Cultural positive peace, according to Johan Galtung, results from a de-legitimization of violence in its many forms (e.g., direct, structural, cultural) and a legitimization of nonviolence as a means for conflict resolution. Examples of direct (verbal) violence include the use of racist labels for people or hurling racial epithets at an individual. Biases designed into or existing in the justice system that, intentionally or not, treat or affect individuals of different races differently are examples of structural violence. Religious teachings that separate races and treat some races as less deserving than others of spiritual merit or forgiveness are examples of cultural violence. It should be clear, then, that racism in its myriad forms is an example of violence and that the general level of violence in a society may well play a role in that society's overall safety and health.
The Pledge
All people have a stake in the cultivation of peace, both positive and negative.
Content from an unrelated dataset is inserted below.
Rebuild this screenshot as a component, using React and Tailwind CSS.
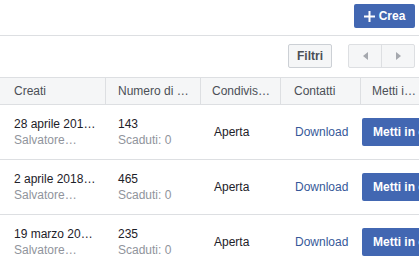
import React from "react";

const rows = [
  { date: "28 aprile 201…", num: "143" },
  { date: "2 aprile 2018…", num: "465" },
  { date: "19 marzo 20…", num: "235" },
];

function Row({ r }) {
  return (
    <div className="flex h-[55px] items-center border-b border-[#dddfe2] text-[12px] text-[#1d2129]">
      <div className="w-[106px] shrink-0 pl-[14px] leading-[16px]">
        <div className="whitespace-nowrap">{r.date}</div>
        <div className="whitespace-nowrap text-[#90949c]">Salvatore…</div>
      </div>
      <div className="w-[95px] shrink-0 pl-[12px] leading-[16px]">
        <div>{r.num}</div>
        <div className="text-[#90949c]">Scaduti: 0</div>
      </div>
      <div className="w-[80px] shrink-0 pl-[13px]">Aperta</div>
      <div className="w-[80px] shrink-0 pl-[14px] text-[#365899]">Download</div>
      <div className="shrink-0 pl-[1px]">
        <div className="flex h-[28px] w-[80px] items-center rounded-[2px] bg-[#4267b2] pl-[11px] font-bold text-white whitespace-nowrap">
          Metti in c
        </div>
      </div>
    </div>
  );
}

export default function App() {
  return (
    <div
      className="h-[260px] w-[419px] overflow-hidden bg-white"
      style={{ fontFamily: '"Liberation Sans", Arial, sans-serif' }}
    >
      <div className="flex h-[36px] justify-end border-b border-[#dddfe2] pt-[4px] pr-[4px]">
        <div className="flex h-[24px] w-[61px] items-center justify-center gap-[4px] rounded-[2px] bg-[#4267b2] text-[12px] font-bold text-white">
          <svg width="11" height="11" viewBox="0 0 11 11">
            <path d="M4.5 0h2v4.5H11v2H6.5V11h-2V6.5H0v-2h4.5z" fill="white" />
          </svg>
          <span>Crea</span>
        </div>
      </div>
      <div className="flex h-[41px] items-start justify-end gap-[16px] pt-[8px] pr-[4px]">
        <div className="flex h-[24px] w-[44px] items-center justify-center rounded-[2px] border border-[#ccd0d5] bg-[#f5f6f7] text-[12px] font-bold text-[#4b4f56]">
          Filtri
        </div>
        <div className="flex h-[24px] w-[67px] rounded-[2px] border border-[#dddfe2] bg-[#f5f6f7]">
          <div className="flex flex-1 items-center justify-center border-r border-[#dddfe2]">
            <svg width="5" height="8" viewBox="0 0 5 8">
              <path d="M5 0v8L0 4z" fill="#a5a8ae" />
            </svg>
          </div>
          <div className="flex flex-1 items-center justify-center">
            <svg width="5" height="8" viewBox="0 0 5 8">
              <path d="M0 0v8l5-4z" fill="#a5a8ae" />
            </svg>
          </div>
        </div>
      </div>
      <div className="flex h-[28px] items-center border-y border-[#dddfe2] bg-[#f5f6f7] text-[12px] text-[#4b4f56]">
        <div className="flex h-full w-[106px] shrink-0 items-center border-r border-[#dddfe2] pl-[14px]">Creati</div>
        <div className="flex h-full w-[95px] shrink-0 items-center border-r border-[#dddfe2] pl-[12px] whitespace-nowrap">Numero di …</div>
        <div className="flex h-full w-[80px] shrink-0 items-center border-r border-[#dddfe2] pl-[11px] whitespace-nowrap">Condivis…</div>
        <div className="flex h-full w-[80px] shrink-0 items-center border-r border-[#dddfe2] pl-[13px]">Contatti</div>
        <div className="flex h-full shrink-0 items-center pl-[11px] whitespace-nowrap">Metti i…</div>
      </div>
      {rows.map((r, i) => (
        <Row key={i} r={r} />
      ))}
    </div>
  );
}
A peace pledge is one useful tool employed on occasion in the cultivation of positive peace. Such a pledge is simply a series of statements that an individual formally adopts as a symbol of a personal commitment to peace. Although simple, even naive in appearance, the power of the peace pledge should not be understated. According to many peace activists, including Dr. Martin Luther King, Jr., Thich Nhat Hanh, and Mohandas K. Gandhi, the basis of lasting peace is a deep personal commitment to peace on the part of each individual. The peace pledge is both an outward sign of commitment to others and a reminder to the individual of what one must do to help realize the dream of lasting, positive peace. Often, the pledge is printed on a card or document and carried around with the individual as a reminder of its contents and as a symbol of one's pledge.